WHAT IS REQUIRED
Copy each line below that contains "screenshot".

——————————

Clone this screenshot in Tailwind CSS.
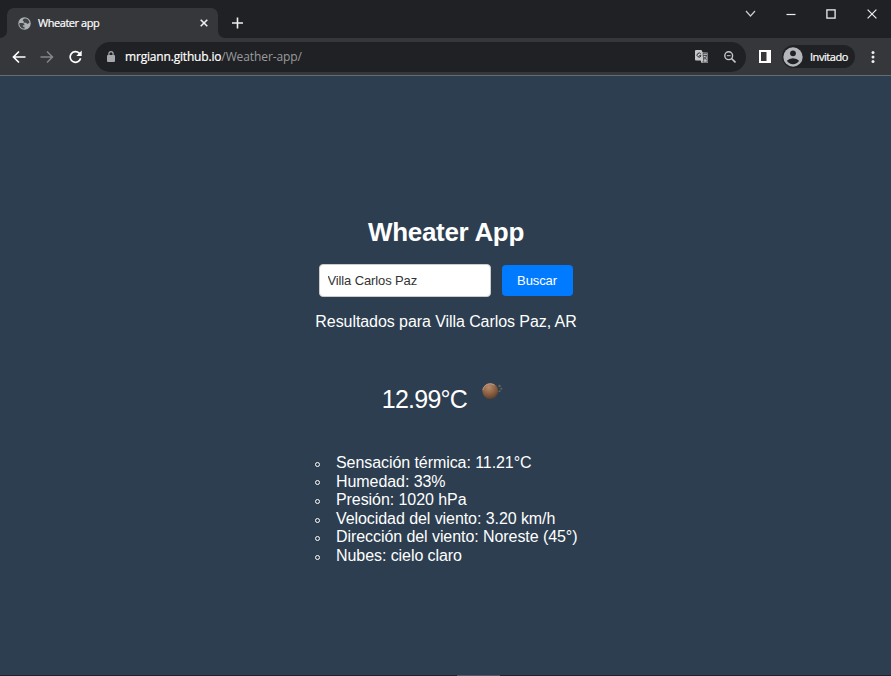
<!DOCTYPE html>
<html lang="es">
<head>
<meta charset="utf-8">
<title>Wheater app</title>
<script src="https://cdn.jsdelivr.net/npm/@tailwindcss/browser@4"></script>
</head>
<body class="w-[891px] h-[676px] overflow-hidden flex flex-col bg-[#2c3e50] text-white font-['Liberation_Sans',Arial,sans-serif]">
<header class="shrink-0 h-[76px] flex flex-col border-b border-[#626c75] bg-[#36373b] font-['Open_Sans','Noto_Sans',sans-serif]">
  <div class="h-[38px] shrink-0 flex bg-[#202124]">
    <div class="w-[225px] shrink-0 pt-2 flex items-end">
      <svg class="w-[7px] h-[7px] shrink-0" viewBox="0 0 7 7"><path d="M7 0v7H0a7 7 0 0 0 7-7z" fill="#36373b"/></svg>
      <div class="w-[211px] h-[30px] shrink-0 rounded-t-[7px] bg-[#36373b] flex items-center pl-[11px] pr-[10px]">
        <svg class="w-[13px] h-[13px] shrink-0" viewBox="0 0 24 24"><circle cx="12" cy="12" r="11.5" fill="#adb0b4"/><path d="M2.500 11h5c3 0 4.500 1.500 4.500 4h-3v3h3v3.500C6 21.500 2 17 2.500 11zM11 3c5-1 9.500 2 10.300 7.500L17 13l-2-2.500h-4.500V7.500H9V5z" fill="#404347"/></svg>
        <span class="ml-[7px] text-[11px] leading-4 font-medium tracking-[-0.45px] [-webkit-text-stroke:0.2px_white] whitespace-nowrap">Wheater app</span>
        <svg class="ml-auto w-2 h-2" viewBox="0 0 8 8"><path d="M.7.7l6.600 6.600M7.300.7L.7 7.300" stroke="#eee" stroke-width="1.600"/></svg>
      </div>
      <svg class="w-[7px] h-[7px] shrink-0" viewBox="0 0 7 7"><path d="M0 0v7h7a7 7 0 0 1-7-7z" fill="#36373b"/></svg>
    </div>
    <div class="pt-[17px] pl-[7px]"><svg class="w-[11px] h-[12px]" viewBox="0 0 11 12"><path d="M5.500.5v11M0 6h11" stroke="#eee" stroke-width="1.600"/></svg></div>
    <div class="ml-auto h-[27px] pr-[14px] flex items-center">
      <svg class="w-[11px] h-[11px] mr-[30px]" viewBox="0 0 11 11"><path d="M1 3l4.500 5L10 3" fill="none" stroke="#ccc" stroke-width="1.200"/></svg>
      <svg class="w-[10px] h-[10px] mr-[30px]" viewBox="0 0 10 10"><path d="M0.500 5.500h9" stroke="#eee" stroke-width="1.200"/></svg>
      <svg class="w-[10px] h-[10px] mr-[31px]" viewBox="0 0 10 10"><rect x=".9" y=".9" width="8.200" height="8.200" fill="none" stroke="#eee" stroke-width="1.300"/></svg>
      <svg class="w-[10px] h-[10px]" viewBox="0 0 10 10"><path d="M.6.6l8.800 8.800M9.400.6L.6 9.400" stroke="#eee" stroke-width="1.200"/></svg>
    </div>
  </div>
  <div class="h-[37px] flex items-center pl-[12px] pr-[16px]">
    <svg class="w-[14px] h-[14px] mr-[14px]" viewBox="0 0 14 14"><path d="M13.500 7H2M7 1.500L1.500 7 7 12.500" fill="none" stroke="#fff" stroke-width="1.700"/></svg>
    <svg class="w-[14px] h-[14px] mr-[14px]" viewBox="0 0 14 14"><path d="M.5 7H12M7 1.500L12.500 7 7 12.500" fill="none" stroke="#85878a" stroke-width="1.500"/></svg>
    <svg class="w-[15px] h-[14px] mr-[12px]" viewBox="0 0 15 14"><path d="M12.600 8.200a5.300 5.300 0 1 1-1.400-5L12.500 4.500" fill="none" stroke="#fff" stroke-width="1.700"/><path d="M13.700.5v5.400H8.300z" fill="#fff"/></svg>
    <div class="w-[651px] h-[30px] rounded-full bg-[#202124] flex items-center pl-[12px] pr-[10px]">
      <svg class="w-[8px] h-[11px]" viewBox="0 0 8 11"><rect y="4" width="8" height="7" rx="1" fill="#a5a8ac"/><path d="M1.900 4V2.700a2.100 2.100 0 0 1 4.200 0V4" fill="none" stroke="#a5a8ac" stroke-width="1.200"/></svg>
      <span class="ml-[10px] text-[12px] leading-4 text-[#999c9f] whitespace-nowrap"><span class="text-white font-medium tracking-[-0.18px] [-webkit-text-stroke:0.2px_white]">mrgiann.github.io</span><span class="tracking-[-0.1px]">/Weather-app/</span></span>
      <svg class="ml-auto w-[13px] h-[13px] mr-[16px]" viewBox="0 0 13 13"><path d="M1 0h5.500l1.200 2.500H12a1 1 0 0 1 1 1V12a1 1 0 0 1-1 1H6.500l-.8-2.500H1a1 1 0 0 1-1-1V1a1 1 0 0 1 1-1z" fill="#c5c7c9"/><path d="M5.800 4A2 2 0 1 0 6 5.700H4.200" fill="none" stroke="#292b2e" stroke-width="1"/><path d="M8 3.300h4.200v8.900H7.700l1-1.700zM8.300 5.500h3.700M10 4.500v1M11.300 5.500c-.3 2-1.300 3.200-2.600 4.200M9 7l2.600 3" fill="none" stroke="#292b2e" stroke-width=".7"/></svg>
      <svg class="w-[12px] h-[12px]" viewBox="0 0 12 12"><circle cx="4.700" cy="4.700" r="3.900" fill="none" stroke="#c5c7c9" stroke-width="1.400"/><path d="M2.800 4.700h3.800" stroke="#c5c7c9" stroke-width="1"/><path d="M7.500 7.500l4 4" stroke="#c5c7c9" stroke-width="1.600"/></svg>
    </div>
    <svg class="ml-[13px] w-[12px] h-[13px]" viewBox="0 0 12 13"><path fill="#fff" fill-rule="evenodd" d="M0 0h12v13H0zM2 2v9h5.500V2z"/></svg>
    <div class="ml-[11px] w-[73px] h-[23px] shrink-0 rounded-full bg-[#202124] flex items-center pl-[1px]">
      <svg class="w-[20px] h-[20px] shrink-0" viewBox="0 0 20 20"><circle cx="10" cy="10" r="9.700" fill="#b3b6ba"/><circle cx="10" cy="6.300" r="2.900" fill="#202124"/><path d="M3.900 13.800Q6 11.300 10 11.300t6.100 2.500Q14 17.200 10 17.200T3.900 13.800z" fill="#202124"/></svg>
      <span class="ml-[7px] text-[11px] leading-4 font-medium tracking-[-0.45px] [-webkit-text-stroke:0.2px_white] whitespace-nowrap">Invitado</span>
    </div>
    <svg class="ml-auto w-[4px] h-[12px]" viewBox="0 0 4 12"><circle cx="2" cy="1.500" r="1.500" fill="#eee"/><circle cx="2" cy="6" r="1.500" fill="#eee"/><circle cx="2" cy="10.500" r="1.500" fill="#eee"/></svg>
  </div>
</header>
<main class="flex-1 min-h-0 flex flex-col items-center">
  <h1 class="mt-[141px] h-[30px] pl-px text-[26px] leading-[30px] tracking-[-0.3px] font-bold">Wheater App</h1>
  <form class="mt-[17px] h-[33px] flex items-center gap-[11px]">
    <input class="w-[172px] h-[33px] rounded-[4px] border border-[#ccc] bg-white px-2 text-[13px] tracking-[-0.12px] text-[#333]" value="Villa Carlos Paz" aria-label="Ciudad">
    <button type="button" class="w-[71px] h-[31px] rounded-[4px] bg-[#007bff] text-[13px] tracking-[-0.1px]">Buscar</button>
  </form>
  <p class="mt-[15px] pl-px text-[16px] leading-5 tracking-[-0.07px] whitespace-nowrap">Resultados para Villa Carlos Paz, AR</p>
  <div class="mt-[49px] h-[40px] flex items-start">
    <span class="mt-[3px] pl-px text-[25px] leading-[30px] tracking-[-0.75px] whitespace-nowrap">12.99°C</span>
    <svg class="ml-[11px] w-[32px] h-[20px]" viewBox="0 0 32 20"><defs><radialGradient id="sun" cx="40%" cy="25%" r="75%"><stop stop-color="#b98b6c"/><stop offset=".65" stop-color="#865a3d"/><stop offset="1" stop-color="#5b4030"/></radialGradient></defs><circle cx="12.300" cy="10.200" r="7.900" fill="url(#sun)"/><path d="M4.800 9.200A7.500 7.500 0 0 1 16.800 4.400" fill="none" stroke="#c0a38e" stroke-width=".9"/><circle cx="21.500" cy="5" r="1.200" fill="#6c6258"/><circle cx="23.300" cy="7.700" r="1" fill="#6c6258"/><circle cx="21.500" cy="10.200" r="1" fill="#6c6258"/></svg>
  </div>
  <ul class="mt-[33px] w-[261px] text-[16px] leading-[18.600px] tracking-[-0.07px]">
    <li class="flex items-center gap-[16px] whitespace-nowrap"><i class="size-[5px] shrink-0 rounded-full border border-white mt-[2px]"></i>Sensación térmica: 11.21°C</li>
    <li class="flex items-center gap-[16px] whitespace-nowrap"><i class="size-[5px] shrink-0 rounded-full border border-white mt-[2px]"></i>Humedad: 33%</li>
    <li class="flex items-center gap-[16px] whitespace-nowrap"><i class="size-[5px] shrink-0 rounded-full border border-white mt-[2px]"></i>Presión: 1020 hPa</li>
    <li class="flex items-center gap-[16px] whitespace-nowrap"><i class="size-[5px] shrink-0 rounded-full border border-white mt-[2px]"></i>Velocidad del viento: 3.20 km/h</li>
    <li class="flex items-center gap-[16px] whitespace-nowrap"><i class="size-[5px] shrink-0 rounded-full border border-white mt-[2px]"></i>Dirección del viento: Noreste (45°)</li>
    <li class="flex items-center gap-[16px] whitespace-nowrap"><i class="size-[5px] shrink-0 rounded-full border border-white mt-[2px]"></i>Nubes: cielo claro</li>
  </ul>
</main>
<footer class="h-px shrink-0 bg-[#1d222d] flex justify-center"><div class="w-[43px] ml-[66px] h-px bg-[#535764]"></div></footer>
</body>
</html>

——————————

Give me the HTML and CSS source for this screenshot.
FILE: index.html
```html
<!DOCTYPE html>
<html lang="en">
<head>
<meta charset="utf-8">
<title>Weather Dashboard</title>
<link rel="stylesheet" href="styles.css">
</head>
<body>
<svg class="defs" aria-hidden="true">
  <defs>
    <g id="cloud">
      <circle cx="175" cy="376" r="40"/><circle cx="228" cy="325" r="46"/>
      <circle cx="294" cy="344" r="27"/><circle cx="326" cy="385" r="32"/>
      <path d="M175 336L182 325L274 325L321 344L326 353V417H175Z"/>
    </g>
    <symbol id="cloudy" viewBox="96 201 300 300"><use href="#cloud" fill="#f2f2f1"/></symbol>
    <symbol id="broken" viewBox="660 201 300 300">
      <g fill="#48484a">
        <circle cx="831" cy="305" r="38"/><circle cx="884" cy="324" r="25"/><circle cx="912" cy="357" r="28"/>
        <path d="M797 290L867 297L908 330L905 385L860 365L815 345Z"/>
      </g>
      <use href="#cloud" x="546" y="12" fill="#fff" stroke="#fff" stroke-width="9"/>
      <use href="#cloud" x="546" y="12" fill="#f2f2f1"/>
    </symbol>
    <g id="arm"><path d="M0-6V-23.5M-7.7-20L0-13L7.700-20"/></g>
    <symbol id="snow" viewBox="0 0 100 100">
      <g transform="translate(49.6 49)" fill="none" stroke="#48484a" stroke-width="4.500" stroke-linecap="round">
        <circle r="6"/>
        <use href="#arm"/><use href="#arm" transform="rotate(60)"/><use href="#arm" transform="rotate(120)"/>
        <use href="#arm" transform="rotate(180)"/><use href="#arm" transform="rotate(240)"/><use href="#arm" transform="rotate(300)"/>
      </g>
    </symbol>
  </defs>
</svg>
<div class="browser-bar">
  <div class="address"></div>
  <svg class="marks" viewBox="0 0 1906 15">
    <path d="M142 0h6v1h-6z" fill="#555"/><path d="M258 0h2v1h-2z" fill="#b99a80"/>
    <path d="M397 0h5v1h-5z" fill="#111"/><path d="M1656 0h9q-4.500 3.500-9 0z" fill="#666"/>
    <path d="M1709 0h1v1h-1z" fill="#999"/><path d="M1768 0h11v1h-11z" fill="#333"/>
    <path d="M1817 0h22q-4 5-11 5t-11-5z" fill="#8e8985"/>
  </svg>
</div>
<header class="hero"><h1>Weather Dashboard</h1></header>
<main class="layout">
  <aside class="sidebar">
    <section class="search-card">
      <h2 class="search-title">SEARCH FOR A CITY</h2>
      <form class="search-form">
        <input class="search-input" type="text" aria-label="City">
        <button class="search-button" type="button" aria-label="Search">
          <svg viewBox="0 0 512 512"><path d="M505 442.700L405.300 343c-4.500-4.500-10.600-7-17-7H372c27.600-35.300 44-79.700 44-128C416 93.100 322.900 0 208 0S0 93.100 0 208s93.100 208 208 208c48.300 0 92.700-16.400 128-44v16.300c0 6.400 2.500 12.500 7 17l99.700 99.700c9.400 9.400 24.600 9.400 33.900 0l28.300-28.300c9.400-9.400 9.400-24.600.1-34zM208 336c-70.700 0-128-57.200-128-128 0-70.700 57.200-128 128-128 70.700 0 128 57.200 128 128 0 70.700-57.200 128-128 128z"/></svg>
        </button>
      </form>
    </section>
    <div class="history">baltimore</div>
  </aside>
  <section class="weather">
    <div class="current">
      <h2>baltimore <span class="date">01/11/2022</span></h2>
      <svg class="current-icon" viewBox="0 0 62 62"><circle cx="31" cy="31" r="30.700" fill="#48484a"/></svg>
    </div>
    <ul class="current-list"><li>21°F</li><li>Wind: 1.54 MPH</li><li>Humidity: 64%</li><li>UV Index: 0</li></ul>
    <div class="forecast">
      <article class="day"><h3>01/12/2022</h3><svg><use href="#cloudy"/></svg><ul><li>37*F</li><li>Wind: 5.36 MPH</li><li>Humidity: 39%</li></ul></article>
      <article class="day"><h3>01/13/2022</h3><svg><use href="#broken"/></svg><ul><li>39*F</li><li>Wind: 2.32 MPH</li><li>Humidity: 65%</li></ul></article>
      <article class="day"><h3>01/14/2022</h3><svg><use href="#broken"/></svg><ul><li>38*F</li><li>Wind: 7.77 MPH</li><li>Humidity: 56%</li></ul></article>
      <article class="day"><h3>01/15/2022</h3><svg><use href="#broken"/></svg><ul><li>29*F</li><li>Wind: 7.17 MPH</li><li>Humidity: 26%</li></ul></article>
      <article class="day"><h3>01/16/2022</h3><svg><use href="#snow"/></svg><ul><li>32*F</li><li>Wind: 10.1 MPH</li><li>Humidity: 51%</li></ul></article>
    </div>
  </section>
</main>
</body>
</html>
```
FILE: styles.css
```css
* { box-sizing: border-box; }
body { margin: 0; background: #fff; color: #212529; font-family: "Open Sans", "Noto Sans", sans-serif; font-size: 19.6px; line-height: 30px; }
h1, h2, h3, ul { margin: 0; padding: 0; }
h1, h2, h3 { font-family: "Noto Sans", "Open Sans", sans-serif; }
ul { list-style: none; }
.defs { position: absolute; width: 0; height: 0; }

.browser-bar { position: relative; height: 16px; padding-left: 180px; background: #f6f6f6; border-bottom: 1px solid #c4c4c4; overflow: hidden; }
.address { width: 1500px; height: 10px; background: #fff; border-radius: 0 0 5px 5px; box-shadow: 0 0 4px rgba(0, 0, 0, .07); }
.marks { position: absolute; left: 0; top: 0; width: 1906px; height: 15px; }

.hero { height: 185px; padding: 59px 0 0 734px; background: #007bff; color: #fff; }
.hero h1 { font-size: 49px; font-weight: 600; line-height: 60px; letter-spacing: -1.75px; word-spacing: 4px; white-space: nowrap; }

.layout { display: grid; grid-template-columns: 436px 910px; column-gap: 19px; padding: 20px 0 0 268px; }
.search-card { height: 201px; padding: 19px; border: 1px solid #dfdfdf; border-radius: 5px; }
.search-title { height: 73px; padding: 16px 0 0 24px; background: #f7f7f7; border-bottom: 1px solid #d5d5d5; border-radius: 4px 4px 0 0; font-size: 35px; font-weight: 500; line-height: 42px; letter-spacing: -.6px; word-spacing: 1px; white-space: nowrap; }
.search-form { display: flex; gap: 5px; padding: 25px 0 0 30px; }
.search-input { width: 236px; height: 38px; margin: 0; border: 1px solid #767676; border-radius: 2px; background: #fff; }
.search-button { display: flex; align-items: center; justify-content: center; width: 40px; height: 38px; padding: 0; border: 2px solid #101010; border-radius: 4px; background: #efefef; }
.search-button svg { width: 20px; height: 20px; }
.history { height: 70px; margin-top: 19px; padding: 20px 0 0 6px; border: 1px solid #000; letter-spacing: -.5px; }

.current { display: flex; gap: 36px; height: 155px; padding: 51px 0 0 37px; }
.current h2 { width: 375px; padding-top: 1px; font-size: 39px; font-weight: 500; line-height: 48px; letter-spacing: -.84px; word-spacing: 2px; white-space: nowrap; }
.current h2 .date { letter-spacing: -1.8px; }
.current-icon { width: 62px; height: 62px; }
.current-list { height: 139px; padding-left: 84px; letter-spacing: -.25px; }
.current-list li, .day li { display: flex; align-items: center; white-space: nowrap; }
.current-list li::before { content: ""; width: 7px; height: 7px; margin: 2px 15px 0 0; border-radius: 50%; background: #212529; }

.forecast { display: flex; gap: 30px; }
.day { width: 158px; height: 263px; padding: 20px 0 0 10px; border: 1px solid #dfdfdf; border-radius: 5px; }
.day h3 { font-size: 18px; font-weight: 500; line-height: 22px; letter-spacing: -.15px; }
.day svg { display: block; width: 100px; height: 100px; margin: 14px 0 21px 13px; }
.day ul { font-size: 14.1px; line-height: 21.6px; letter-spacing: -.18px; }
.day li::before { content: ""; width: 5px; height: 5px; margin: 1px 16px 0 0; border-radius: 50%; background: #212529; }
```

——————————

WRITTEN REPLY
Clone this screenshot in Tailwind CSS.
Give me the HTML and CSS source for this screenshot.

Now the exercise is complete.